Atlanta, GA (June 2021) – Joy Black knew that her life would one day change the moment she held a violin for the first time at age 13. She was a girl in the 8th grade who was routinely bullied for being skinny and for being different. In fact, the teasing was so excessive, that at one point it drove her to developing an eating disorder. However, on one fateful night, an unexpected dream completely altered her life – paving the way for a musician who would eventually work with major corporations and some of the biggest stars in entertainment.
“In my dream I saw myself on stage in front of thousands of people. It felt so real and it gave me a sense of hope and something to strive for,” said Black. “I had never even seen or heard of a black woman playing the violin, but I knew that’s what I wanted to do. The violin is literally the reason I made it through high school, because my orchestra class was at the end of the day. No matter what I had to endure during the rest of school, I wanted to be there. That was my escape.”
Fast forward to present-day, and the 24-year old has performed at events for Ford, Gatorade, CBS, the New England Patriots, Essence and many other companies.

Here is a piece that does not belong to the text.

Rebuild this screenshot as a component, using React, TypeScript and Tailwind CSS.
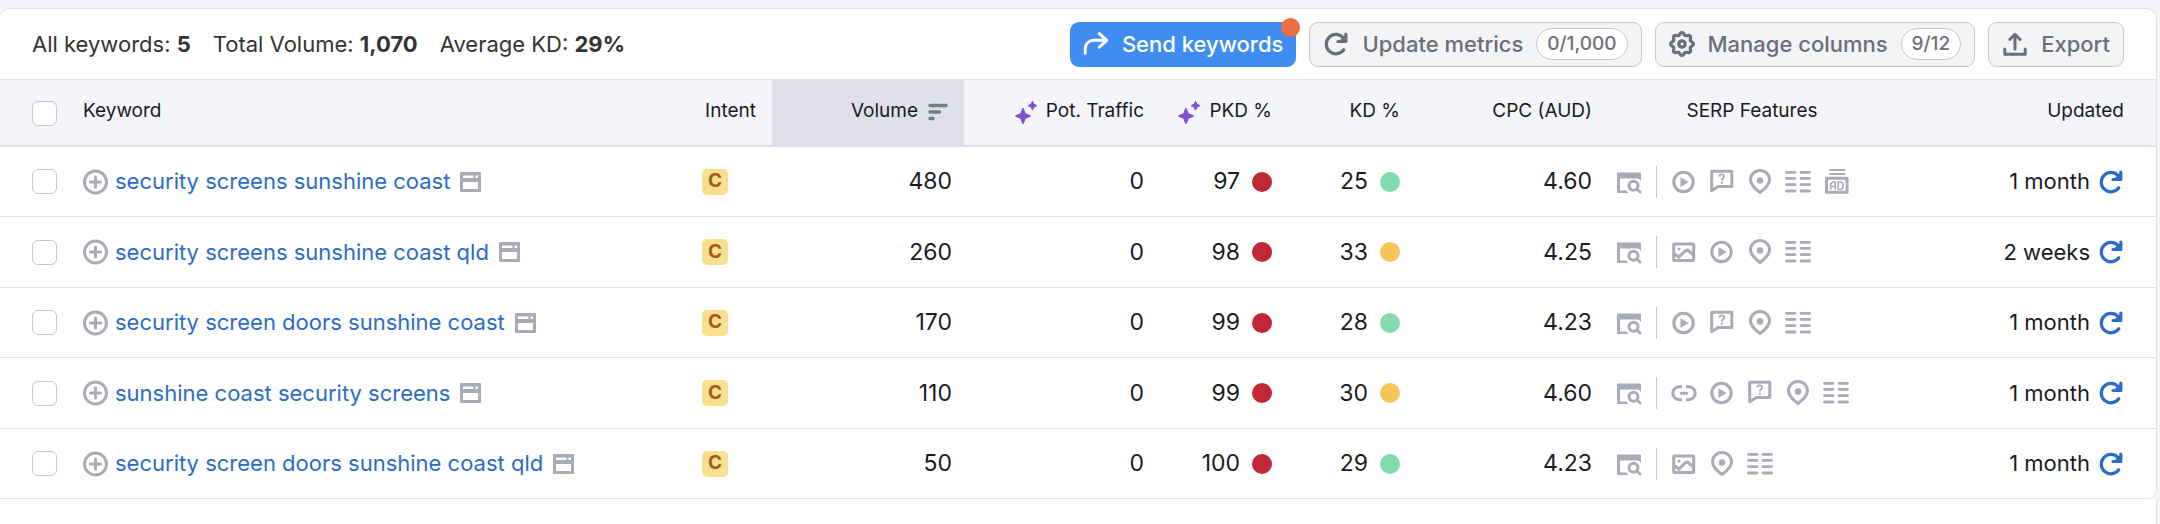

She held a three month residency at Busch Gardens in Virginia. Also, she has had her share of opportunities to work with high profile music artists and creators, such as multi-platinum producer BricksDaMane (produced for Drake, Lil Baby, Nipsey Hussle), and star female rap artist Latto (formerly “Mulatto”), whom she recently collaborated with for her song “Youngest and Richest.” The Mulatto link garnered her an appearance on NPR.
Black is not your typical violinist from an affluent background. She recalls catching the train or the bus with her mother, who has always been by her side, and often braving the heat or the cold in order to make it to performances. Often tired, she still did whatever was necessary. Now, those memories are in the past, as she now books shows across the country and is light years ahead of where she and her mother once were financially. Her journey has been different, but it is what made her who she is today.
Although Black is classically trained, what sets her apart from others is her ability to navigate multiple genres, including R&B and Hip Hop. Her playing style is unconventional, edgy and eccentric. Eyeing massive success by way of the strings on her violin, she also hopes to shatter barriers for young black girls and boys who have never considered playing the violin as a profession.
“Typically when people think of violinists, they think of a white person or an Asian person,” she said. “I have gotten some strange stares and people who may react a certain way when they see me; a black girl with natural hair playing the violin. I don’t let it bother me though. There are many people who support me.”
Currently, Black has a single out called “Champion Rising,” available on all platforms. She wants to become a nationally renowned figure, sell out festivals and music halls, and also collaborate with many more of the nation’s top music artists.
“I have a vision board that has everything that I want in life so I can see it everyday and stay motivated,” Black said. “I think it is important to tune out all of the negativity and visualize what you want. I keep a healthy, clean and positive environment so I can have the best chance at being very successful. I will be.”